You don't agree that some (probably most) people in the market for a water heater don't have incentive for the tsuris of figuring out all the details with getting a mining device running, connected to the internet, etc.?
I don't know. Depends how the device is designed. If it simply mines for the manufacturer and subsidizes the cost of the purchase, and if configuration is simple or nonexistent (perhaps a built-in cellular data chip with prepaid access), then I can see that working absolutely, and even possibly driving non-mining heaters off the market altogether. Many purchases are made without thinking past the up front cost.
Cellular providers are not fungible every where. You are consistently attempting to erase the non-fungible characteristics in your analysis.
I can't find a BTC miner with that wattage consumption for less than perhaps $20,000. I just briefly checked and only saw a 1250W one for $10,200.
I don't believe that is remotely applicable because you are paying for cutting edge power efficiency, for the case where that matters (high density deployments in data centers and mining farms), not the case where power is effectively free. If you can find them, you can buy older, less power-efficient miners for next to nothing.

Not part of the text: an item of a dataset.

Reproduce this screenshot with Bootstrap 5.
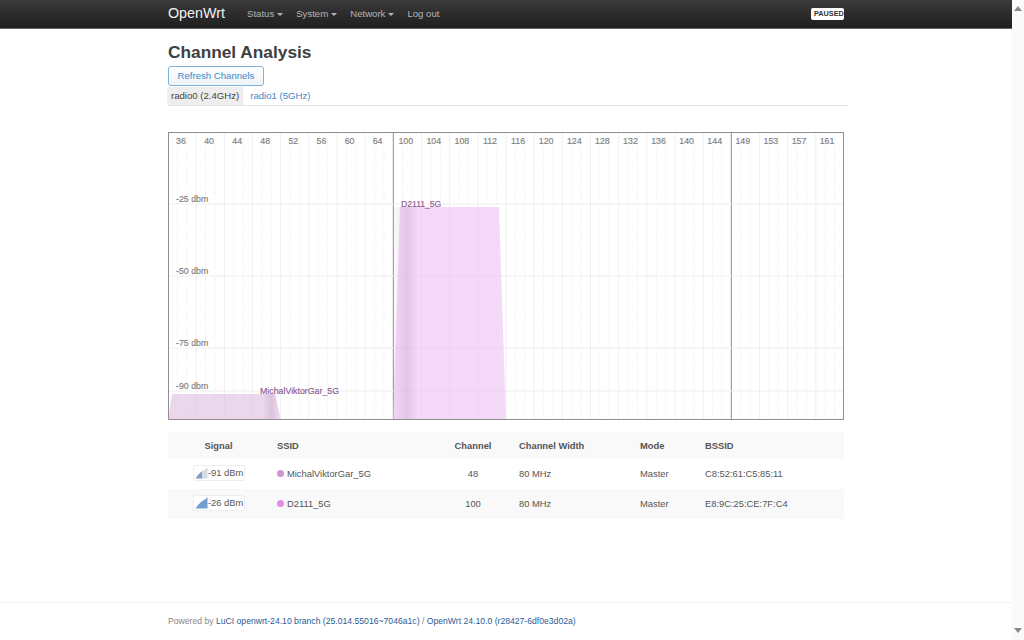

Can you show me any example? If we choose 10X less efficient technology, thus 10X less Bitcoins for the same wattage, thus my maximum of $50 (probably less) water portion of the electric bills gets subsidized by $5 per month. And for what additional cost and tsuris?
Work some specific numbers and I challenge you to find it to be viable. Is all the cost of BTC miners in the exclusivity (limited supply) of the latest (Intellectual Property) designs and virtually no hardware fabrication cost at all? Surely more firms would have entered to drive down prices in that case.
I do understand that if you produce a dedicated chip instead of ASIC, then costs decline significantly with volume. But efficiency also declines with age of the design.
If you don't replace your miner every 18 months, then you subsidy declines by half according to Moore's law. Are Bitcoin miners following Moore's law.